The first few days were awful, I couldn't bare looking at myself for so long and when I started reading the affirmations, looked down at the page so as not to make eye contact.  This left me feeling so frustrated and to be honest, I felt cheated.  Like, "this is the road to freedom but this is the only onramp to that route?" - what a crock of bull and especially the fact that this technique wasn't an overnight fix and we didn't have all these moment for the marriage not to work over night.

Needless to say, I parked the affirmations for a few days.  Curiosity got the better of me as I wondered what could change for me or for us, if I tried.  I discovered a really powerful solution to solve the self confidence obstacle and started building my self identity.  I recorded myself reading these 50 affirmations and played them on repeat every morning on the way to work.  My trip to work was anywhere from one to one and a half hours and whilst this was my only alone time, I spent the first 30 mins or so, only listening to affirmations and the balance of my trip with the earplugs in my ears but music blaring on the radio, subconsciously reprogramming myself. 

Of course, at that moment, I didn't realise that's what I was doing.  In fact, I didn't even know that the affirmations were working, they became a new habit I created and formed part of a morning routine for me, on working days at least.  Over moments, I began recognising a pattern.  My behaviour during the week vs my behaviour on weekends or holidays varied slightly.  Of course, our behaviours adjust with external influences and until we become our own captain, we learn about this gift through experience.  I noticed that I was my own worst enemy when I wasn't doing affirmations.

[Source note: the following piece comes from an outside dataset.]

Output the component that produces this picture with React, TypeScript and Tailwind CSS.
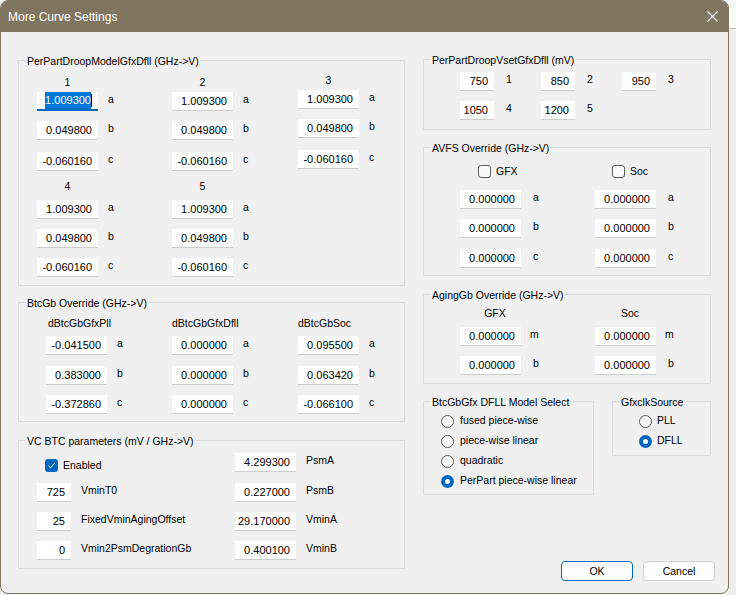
import type { ReactNode } from 'react'

function Edit({ v, narrow, focus }: { v: string; narrow?: boolean; focus?: boolean }) {
  return (
    <div
      className={`h-[19px] ${narrow ? 'w-[34px]' : 'w-[61px]'} shrink-0 bg-white text-right text-[11px] pr-[6px] ${
        focus ? 'border-b-2 border-[#0067c0] leading-[17px]' : 'border-b border-[#cdcdcd] leading-[18px]'
      }`}
    >
      {focus ? (
        <span className="inline-flex items-center">
          <span className="bg-[#0078d7] text-white">{v}</span>
          <span className="w-px h-[13px] bg-black" />
        </span>
      ) : (
        v
      )}
    </div>
  )
}

function Cell({
  v,
  l,
  cls = '',
  lcls = 'ml-[10px]',
  narrow,
  focus,
}: {
  v: string
  l: string
  cls?: string
  lcls?: string
  narrow?: boolean
  focus?: boolean
}) {
  return (
    <div className={`flex items-start ${cls}`}>
      <Edit v={v} narrow={narrow} focus={focus} />
      <span className={`${lcls} leading-[14px] whitespace-nowrap`}>{l}</span>
    </div>
  )
}

function Group({ title, className, children }: { title: string; className: string; children?: ReactNode }) {
  return (
    <div className={`border border-[#dcdcdc] shrink-0 ${className}`}>
      <div className="-mt-[7px] ml-[7px] w-fit px-[1px] bg-[#f0f0f0] leading-[14px] whitespace-nowrap">{title}</div>
      {children}
    </div>
  )
}

function CheckBox({ checked }: { checked?: boolean }) {
  if (checked) {
    return (
      <div className="w-[13px] h-[13px] rounded-[3px] bg-[#0067c0] flex items-center justify-center shrink-0">
        <svg width="9" height="9" viewBox="0 0 9 9" fill="none">
          <path d="M1.5 4.8 L3.6 6.8 L7.6 2.2" stroke="white" strokeWidth="1" strokeLinecap="round" strokeLinejoin="round" />
        </svg>
      </div>
    )
  }
  return <div className="w-[13px] h-[13px] rounded-[3px] border border-[#5d5d5d] bg-[#f8f8f8] shrink-0" />
}

function Radio({ label, checked, gap = 'ml-[6px]' }: { label: string; checked?: boolean; gap?: string }) {
  return (
    <div className="h-[20px] flex items-center">
      {checked ? (
        <div className="w-[13px] h-[13px] rounded-full bg-[#0067c0] flex items-center justify-center shrink-0">
          <div className="w-[5px] h-[5px] rounded-full bg-white" />
        </div>
      ) : (
        <div className="w-[13px] h-[13px] rounded-full border border-[#595959] bg-[#fafafa] shrink-0" />
      )}
      <span className={`${gap} whitespace-nowrap`}>{label}</span>
    </div>
  )
}

function DroopCol({ head, w, mts, focus }: { head: string; w: string; mts: string[]; focus?: boolean }) {
  return (
    <div className={w}>
      <div className="w-[61px] text-center leading-[14px]">{head}</div>
      <Cell v="1.009300" l="a" cls={mts[0]} focus={focus} />
      <Cell v="0.049800" l="b" cls={mts[1]} />
      <Cell v="-0.060160" l="c" cls={mts[2]} />
    </div>
  )
}

export default function App() {
  const top = ['mt-[3px]', 'mt-[10px]', 'mt-[12px]']
  const bottom = ['mt-[7px]', 'mt-[10px]', 'mt-[10px]']
  return (
    <div className="w-[736px] h-[595px] flex bg-[#f0f0f0] font-['Liberation_Sans',Arial,sans-serif] text-[10.5px] text-black overflow-hidden">
      <div className="w-[729px] h-[594px] shrink-0 flex flex-col bg-[#f0f0f0] border border-[#7f7560] rounded-[8px] overflow-hidden">
        {/* Title bar */}
        <div className="h-[31px] shrink-0 bg-[#7f7560] flex items-center justify-between pl-[7px] pr-[10px] text-white text-[12px]">
          <span>More Curve Settings</span>
          <svg width="11" height="11" viewBox="0 0 11 11">
            <path d="M0.5 0.5 L10.5 10.5 M10.5 0.5 L0.5 10.5" stroke="white" strokeWidth="1.1" />
          </svg>
        </div>

        <div className="flex pl-[17px]">
          {/* Left column */}
          <div className="w-[387px] pt-[28px] flex flex-col">
            <Group title="PerPartDroopModelGfxDfll (GHz->V)" className="h-[226px]">
              <div className="flex pl-[18px] mt-[7px]">
                <DroopCol head="1" w="w-[135px]" mts={top} focus />
                <DroopCol head="2" w="w-[126px]" mts={top} />
                <div className="-mt-[2px]">
                  <DroopCol head="3" w="w-[80px]" mts={top} />
                </div>
              </div>
              <div className="flex pl-[18px] mt-[8px]">
                <DroopCol head="4" w="w-[135px]" mts={bottom} />
                <DroopCol head="5" w="w-[126px]" mts={bottom} />
              </div>
            </Group>

            <Group title="BtcGb Override (GHz->V)" className="mt-[16px] h-[120px]">
              <div className="flex pl-[27px] mt-[6px]">
                <div className="w-[126px]">
                  <div className="leading-[14px] pl-[2px]">dBtcGbGfxPll</div>
                  <Cell v="-0.041500" l="a" cls="mt-[6px]" />
                  <Cell v="0.383000" l="b" cls="mt-[11px]" />
                  <Cell v="-0.372860" l="c" cls="mt-[10px]" />
                </div>
                <div className="w-[126px]">
                  <div className="leading-[14px]">dBtcGbGfxDfll</div>
                  <Cell v="0.000000" l="a" cls="mt-[6px]" />
                  <Cell v="0.000000" l="b" cls="mt-[11px]" />
                  <Cell v="0.000000" l="c" cls="mt-[10px]" />
                </div>
                <div>
                  <div className="leading-[14px]">dBtcGbSoc</div>
                  <Cell v="0.095500" l="a" cls="mt-[6px]" />
                  <Cell v="0.063420" l="b" cls="mt-[11px]" />
                  <Cell v="-0.066100" l="c" cls="mt-[10px]" />
                </div>
              </div>
            </Group>

            <Group title="VC BTC parameters (mV / GHz->V)" className="mt-[18px] h-[129px]">
              <div className="flex pl-[18px]">
                <div className="w-[198px]">
                  <div className="mt-[11px] h-[13px] flex items-center pl-[8px]">
                    <CheckBox checked />
                    <span className="ml-[5px]">Enabled</span>
                  </div>
                  <Cell v="725" l="VminT0" narrow cls="mt-[11px]" />
                  <Cell v="25" l="FixedVminAgingOffset" narrow cls="mt-[10px]" />
                  <Cell v="0" l="Vmin2PsmDegrationGb" narrow cls="mt-[10px]" />
                </div>
                <div>
                  <Cell v="4.299300" l="PsmA" cls="mt-[5px]" />
                  <Cell v="0.227000" l="PsmB" cls="mt-[11px]" />
                  <Cell v="29.170000" l="VminA" cls="mt-[10px]" />
                  <Cell v="0.400100" l="VminB" cls="mt-[10px]" />
                </div>
              </div>
            </Group>
          </div>

          {/* Right column */}
          <div className="w-[292px] ml-[18px] pt-[27px] flex flex-col">
            <Group title="PerPartDroopVsetGfxDfll (mV)" className="w-[288px] h-[71px]">
              <div className="flex pl-[36px] mt-[5px]">
                <div className="w-[81px]"><Cell v="750" l="1" narrow lcls="ml-[12px]" /></div>
                <div className="w-[81px]"><Cell v="850" l="2" narrow lcls="ml-[12px]" /></div>
                <Cell v="950" l="3" narrow lcls="ml-[12px]" />
              </div>
              <div className="flex pl-[36px] mt-[10px]">
                <div className="w-[81px]"><Cell v="1050" l="4" narrow lcls="ml-[12px]" /></div>
                <Cell v="1200" l="5" narrow lcls="ml-[12px]" />
              </div>
            </Group>

            <Group title="AVFS Override (GHz->V)" className="w-[288px] mt-[17px] h-[129px]">
              <div className="flex pl-[36px] mt-[10px]">
                <div className="w-[135px] pl-[18px] h-[13px] flex items-center">
                  <CheckBox />
                  <span className="ml-[5px]">GFX</span>
                </div>
                <div className="pl-[17px] h-[13px] flex items-center">
                  <CheckBox />
                  <span className="ml-[5px]">Soc</span>
                </div>
              </div>
              <div className="flex pl-[36px] mt-[12px]">
                <div className="w-[135px]"><Cell v="0.000000" l="a" lcls="ml-[12px]" /></div>
                <Cell v="0.000000" l="a" lcls="ml-[12px]" />
              </div>
              <div className="flex pl-[36px] mt-[10px]">
                <div className="w-[135px]"><Cell v="0.000000" l="b" lcls="ml-[12px]" /></div>
                <Cell v="0.000000" l="b" lcls="ml-[12px]" />
              </div>
              <div className="flex pl-[36px] mt-[11px]">
                <div className="w-[135px]"><Cell v="0.000000" l="c" lcls="ml-[12px]" /></div>
                <Cell v="0.000000" l="c" lcls="ml-[12px]" />
              </div>
            </Group>

            <Group title="AgingGb Override (GHz->V)" className="w-[288px] mt-[18px] h-[90px]">
              <div className="flex pl-[36px] mt-[4px] leading-[14px]">
                <div className="w-[135px]"><div className="w-[70px] text-center">GFX</div></div>
                <div className="w-[70px] text-center">Soc</div>
              </div>
              <div className="flex pl-[36px] mt-[7px]">
                <div className="w-[135px]"><Cell v="0.000000" l="m" lcls="ml-[9px]" /></div>
                <Cell v="0.000000" l="m" lcls="ml-[9px]" />
              </div>
              <div className="flex pl-[36px] mt-[10px]">
                <div className="w-[135px]"><Cell v="0.000000" l="b" lcls="ml-[12px]" /></div>
                <Cell v="0.000000" l="b" lcls="ml-[12px]" />
              </div>
            </Group>

            <div className="flex items-start mt-[17px]">
              <Group title="BtcGbGfx DFLL Model Select" className="w-[171px] h-[94px]">
                <div className="mt-[2px] pl-[17px]">
                  <Radio label="fused piece-wise" />
                  <Radio label="piece-wise linear" />
                  <Radio label="quadratic" />
                  <Radio label="PerPart piece-wise linear" checked />
                </div>
              </Group>
              <Group title="GfxclkSource" className="ml-[18px] w-[99px] h-[55px]">
                <div className="mt-[2px] pl-[26px]">
                  <Radio label="PLL" gap="ml-[5px]" />
                  <Radio label="DFLL" checked gap="ml-[5px]" />
                </div>
              </Group>
            </div>

            <div className="flex justify-end mt-[66px] gap-[10px]">
              <button className="w-[72px] h-[20px] rounded-[4px] border border-[#0067c0] bg-[#fdfdfd] text-[10.5px] leading-[18px]">
                OK
              </button>
              <button className="w-[72px] h-[20px] rounded-[4px] border border-[#d0d0d0] bg-[#fdfdfd] text-[10.5px] leading-[18px]">
                Cancel
              </button>
            </div>
          </div>
        </div>
      </div>

      {/* Area behind the dialog */}
      <div className="flex-1 flex flex-col">
        <div className="h-[29px] bg-[#f8f8f8] border-b border-[#c4c4c4]" />
        <div className="flex-1 bg-[#eeeeee]" />
      </div>
    </div>
  )
}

A break in the routine meant that I had to spend another 2-3 weeks reprogramming a new habit into myself but I recognised that life was bumpy without the affirmations and far smoother to navigate through with them.  So, I did them.  Repeatedly.  Daily. On particularly tough days, I would stand in front of the mirror and I may not have said I AM but would lock eyes with myself and say, "YOU ARE..." which made it a little easier to integrate in the moment.  Every so often I would update the recording so that I didn't get bored of my own voice.  

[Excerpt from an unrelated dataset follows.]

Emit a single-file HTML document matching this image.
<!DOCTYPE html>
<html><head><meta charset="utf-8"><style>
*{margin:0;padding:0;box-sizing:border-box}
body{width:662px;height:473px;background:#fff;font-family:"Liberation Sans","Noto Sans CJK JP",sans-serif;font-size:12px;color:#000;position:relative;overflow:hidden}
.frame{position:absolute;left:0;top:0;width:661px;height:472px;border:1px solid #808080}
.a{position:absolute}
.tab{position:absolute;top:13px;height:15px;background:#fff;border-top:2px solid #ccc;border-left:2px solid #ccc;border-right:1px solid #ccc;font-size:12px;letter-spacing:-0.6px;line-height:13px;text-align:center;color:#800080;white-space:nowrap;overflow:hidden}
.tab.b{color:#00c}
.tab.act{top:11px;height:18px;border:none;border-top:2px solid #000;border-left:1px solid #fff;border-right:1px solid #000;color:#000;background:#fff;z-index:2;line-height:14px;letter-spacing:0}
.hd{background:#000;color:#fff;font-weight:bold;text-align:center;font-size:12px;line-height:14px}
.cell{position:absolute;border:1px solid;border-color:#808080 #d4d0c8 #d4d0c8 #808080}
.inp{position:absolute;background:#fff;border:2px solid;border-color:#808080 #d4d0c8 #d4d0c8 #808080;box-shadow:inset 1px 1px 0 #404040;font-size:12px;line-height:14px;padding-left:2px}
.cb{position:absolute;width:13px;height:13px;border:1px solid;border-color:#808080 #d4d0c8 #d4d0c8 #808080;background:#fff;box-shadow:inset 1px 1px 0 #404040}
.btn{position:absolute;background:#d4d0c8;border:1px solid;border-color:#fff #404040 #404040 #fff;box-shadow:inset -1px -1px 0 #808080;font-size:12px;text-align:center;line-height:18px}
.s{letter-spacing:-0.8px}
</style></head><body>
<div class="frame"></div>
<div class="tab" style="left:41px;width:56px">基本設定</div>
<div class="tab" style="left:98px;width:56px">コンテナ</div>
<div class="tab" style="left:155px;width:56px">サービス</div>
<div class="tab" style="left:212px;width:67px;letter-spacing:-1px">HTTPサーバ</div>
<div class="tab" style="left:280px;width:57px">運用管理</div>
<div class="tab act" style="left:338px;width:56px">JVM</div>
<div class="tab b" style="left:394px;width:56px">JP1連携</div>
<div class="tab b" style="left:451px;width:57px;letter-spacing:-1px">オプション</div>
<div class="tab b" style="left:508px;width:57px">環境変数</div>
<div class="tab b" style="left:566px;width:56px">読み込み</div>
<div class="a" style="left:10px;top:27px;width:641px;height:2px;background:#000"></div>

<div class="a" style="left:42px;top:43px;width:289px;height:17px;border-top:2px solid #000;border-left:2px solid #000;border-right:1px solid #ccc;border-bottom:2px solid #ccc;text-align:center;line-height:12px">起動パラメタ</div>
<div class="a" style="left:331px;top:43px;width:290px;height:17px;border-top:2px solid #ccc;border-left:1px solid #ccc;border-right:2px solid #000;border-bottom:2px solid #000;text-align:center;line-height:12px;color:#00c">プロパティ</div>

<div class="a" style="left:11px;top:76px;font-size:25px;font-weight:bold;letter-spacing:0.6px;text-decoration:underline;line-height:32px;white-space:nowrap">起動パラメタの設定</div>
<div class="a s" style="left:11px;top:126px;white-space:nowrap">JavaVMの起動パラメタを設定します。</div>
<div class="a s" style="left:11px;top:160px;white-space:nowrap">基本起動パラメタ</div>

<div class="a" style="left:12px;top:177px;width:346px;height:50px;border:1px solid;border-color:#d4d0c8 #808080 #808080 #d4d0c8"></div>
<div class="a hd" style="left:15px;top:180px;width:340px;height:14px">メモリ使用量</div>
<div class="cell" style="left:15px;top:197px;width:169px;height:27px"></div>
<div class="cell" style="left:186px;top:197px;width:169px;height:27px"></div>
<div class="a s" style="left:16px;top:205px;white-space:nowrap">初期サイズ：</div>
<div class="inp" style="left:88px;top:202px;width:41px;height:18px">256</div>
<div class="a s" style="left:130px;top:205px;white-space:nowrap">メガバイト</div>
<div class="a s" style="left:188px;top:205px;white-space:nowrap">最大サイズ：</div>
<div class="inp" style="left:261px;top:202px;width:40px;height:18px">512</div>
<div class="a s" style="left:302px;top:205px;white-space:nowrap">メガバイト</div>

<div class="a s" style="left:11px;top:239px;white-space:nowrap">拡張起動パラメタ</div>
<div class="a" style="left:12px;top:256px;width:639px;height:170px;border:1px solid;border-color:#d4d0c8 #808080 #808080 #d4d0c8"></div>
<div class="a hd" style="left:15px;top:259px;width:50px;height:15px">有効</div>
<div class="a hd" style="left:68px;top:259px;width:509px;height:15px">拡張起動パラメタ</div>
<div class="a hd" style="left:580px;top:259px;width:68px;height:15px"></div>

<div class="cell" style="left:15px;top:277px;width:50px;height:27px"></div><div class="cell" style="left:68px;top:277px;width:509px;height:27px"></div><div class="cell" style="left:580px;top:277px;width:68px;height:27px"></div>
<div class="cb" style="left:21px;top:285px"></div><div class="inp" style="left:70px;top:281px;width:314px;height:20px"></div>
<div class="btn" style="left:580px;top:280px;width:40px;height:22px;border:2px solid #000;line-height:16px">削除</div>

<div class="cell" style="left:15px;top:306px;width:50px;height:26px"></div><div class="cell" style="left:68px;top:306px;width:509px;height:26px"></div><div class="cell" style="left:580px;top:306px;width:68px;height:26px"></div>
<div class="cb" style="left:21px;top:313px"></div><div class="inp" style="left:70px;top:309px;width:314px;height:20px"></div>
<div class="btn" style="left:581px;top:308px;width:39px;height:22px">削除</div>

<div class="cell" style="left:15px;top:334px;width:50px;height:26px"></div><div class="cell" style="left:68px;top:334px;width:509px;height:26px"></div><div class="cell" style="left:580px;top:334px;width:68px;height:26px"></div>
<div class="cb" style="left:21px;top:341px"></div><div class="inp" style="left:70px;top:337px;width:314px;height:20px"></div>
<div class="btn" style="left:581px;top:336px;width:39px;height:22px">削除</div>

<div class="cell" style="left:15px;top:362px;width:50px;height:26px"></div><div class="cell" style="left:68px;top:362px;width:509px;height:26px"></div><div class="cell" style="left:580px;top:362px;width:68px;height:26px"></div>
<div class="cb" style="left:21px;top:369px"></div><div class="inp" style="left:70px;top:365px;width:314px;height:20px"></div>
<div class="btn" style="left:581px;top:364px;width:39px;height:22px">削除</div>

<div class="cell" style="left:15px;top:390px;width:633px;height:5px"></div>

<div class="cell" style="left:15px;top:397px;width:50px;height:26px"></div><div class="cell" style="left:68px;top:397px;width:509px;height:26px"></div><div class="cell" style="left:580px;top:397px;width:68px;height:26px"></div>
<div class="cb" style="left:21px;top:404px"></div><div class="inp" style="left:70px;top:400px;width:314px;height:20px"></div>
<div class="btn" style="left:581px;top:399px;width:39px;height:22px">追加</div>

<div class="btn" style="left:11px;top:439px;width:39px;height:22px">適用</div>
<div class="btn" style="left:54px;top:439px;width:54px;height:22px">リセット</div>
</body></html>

10 years down and I have a playlist that I've added each new recording into over the years and I listen to them every morning, from the very first one to current.  I find it rather rewarding to hear the tone of my voice change as the track skips from one to the next and without looking at the date recorded, I can hear the resistance to some words and am able to identify exactly what I was experiencing in my life at that particular moment which becomes another victory to celebrate.

In chess, a pawn can move 2 squares on the first move and thereafter, 1 square at a time.  Just saying.  I also feel it important to add that pawn promotion is a real move.